I may be passionate about chocolate, but this has to be my favorite frosting of all time.  My mom passed along the recipe many years ago since it was the frosting she always used on my birthday cake (German chocolate cake) every August.  Who has time to caramelize sugar in a cast-iron skillet the way my grandmother used to do.  I don’t think adding brown sugar to the recipe sacrifices the flavor at all.  Use this frosting on everything!   

8 tablespoons butter (yes, that’s one stick!)
½ cup packed light brown sugar
½ cup packed dark brown sugar (Splenda brown sugar is a great replacement)
¼ cup milk
2 cups confectioners’ sugar, sifted
1 teaspoon pure vanilla extract
 

Combine the butter and brown sugars in a heavy medium-sized saucepan over a medium heat.  Cook, stirring until the mixture comes to a boil, about 2 minutes.

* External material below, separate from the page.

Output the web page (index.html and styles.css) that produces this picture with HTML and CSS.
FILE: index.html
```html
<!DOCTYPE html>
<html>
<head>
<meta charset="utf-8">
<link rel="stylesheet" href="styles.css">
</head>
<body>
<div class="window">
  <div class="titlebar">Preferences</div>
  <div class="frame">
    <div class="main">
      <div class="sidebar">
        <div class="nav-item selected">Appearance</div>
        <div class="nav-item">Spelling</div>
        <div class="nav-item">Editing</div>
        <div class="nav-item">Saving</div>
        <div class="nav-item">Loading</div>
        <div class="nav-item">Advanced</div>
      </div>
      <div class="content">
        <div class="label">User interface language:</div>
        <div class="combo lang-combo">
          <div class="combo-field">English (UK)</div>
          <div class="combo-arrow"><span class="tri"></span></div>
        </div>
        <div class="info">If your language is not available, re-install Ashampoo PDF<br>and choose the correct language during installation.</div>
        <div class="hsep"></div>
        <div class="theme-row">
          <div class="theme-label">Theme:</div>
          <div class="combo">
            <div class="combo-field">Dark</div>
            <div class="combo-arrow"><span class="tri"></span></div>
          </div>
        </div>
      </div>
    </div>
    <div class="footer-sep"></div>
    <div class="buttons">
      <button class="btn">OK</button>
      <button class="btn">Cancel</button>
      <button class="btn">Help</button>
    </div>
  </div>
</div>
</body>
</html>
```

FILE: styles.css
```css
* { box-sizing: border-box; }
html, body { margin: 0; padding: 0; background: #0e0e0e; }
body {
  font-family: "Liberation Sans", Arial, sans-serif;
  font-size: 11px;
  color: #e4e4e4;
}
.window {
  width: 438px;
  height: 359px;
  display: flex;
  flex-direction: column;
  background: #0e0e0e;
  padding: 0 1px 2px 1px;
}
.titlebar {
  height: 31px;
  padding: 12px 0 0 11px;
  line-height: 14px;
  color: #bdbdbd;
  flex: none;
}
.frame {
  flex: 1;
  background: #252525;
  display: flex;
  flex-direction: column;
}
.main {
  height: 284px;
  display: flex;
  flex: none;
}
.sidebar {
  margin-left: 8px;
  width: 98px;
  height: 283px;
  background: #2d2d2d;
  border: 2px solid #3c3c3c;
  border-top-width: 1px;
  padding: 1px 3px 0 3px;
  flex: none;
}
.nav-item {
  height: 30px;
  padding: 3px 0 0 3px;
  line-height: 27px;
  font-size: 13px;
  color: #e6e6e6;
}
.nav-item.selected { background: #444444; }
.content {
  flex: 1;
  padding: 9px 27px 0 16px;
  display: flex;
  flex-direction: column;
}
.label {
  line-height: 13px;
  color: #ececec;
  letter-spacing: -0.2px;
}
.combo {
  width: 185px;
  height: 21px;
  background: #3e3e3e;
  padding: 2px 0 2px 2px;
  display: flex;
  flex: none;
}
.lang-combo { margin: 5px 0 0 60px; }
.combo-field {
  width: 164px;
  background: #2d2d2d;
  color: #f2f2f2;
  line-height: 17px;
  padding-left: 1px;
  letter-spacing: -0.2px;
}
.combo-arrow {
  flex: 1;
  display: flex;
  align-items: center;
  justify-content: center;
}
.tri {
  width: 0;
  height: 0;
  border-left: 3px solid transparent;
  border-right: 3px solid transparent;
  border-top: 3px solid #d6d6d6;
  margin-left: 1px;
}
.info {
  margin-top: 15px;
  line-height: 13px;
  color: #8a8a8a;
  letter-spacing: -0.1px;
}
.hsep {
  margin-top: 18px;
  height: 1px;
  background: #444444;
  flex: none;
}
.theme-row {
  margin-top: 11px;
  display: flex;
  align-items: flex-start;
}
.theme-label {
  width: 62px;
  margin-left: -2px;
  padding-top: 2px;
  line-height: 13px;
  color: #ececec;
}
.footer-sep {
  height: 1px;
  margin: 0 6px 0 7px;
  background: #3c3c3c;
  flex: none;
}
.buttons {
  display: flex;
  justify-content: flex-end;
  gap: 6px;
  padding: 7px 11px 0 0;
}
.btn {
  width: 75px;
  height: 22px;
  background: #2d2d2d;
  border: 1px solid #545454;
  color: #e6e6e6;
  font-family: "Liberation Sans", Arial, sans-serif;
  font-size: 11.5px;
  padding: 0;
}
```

2.  Add milk, stir, and let the mixture return to a boil, then remove the pan from the heat.

3.  Add about 1.25 cups of the confectioners’ sugar and the vanilla.  Beat with a wooden spoon or whisk until the frosting is smooth.  Add rest of the confectioners’ sugar, but be sure it doesn’t thicken too much and harden.

4.   Ladle the frosting over the cake layers while it is still warm, working quickly as it will set up fast.  If the frosting hardens too soon, place the saucepan back over low heat and stir in a tablespoon or two of milk.